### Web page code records
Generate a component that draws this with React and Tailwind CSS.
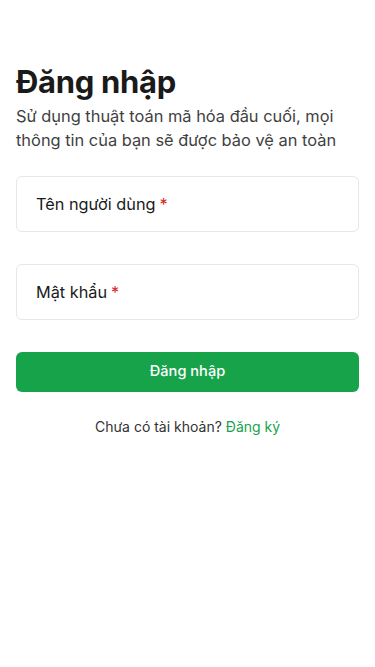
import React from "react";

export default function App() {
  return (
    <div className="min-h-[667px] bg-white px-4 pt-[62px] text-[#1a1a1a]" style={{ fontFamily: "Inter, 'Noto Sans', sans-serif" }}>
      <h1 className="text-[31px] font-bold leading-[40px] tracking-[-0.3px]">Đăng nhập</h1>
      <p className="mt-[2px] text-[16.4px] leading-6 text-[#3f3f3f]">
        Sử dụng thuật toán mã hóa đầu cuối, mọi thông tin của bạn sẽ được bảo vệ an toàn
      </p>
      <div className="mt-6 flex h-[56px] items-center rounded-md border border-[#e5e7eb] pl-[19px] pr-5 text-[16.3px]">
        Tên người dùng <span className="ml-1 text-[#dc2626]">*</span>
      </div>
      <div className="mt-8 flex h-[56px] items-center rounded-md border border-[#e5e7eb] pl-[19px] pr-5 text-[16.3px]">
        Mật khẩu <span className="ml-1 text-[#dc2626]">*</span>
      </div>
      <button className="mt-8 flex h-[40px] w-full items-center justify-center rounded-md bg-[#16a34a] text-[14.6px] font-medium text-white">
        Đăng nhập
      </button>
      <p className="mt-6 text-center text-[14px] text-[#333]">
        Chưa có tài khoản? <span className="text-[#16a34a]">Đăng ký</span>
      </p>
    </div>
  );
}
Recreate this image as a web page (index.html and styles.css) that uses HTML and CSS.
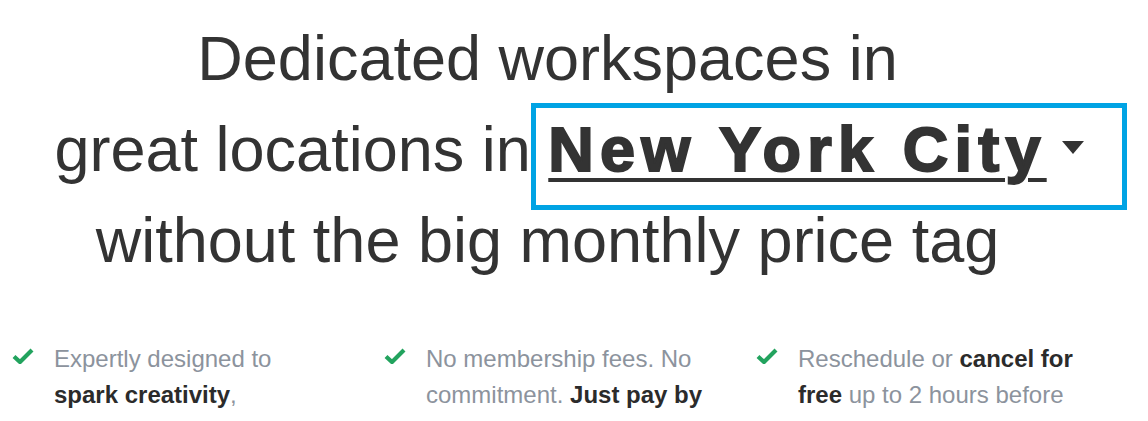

### Task directions
Restate the data above word for word. Do not include the images.

### Written answer
Generate a component that draws this with React and Tailwind CSS.
import React from "react";

export default function App() {
  return (
    <div className="min-h-[667px] bg-white px-4 pt-[62px] text-[#1a1a1a]" style={{ fontFamily: "Inter, 'Noto Sans', sans-serif" }}>
      <h1 className="text-[31px] font-bold leading-[40px] tracking-[-0.3px]">Đăng nhập</h1>
      <p className="mt-[2px] text-[16.4px] leading-6 text-[#3f3f3f]">
        Sử dụng thuật toán mã hóa đầu cuối, mọi thông tin của bạn sẽ được bảo vệ an toàn
      </p>
      <div className="mt-6 flex h-[56px] items-center rounded-md border border-[#e5e7eb] pl-[19px] pr-5 text-[16.3px]">
        Tên người dùng <span className="ml-1 text-[#dc2626]">*</span>
      </div>
      <div className="mt-8 flex h-[56px] items-center rounded-md border border-[#e5e7eb] pl-[19px] pr-5 text-[16.3px]">
        Mật khẩu <span className="ml-1 text-[#dc2626]">*</span>
      </div>
      <button className="mt-8 flex h-[40px] w-full items-center justify-center rounded-md bg-[#16a34a] text-[14.6px] font-medium text-white">
        Đăng nhập
      </button>
      <p className="mt-6 text-center text-[14px] text-[#333]">
        Chưa có tài khoản? <span className="text-[#16a34a]">Đăng ký</span>
      </p>
    </div>
  );
}
Recreate this image as a web page (index.html and styles.css) that uses HTML and CSS.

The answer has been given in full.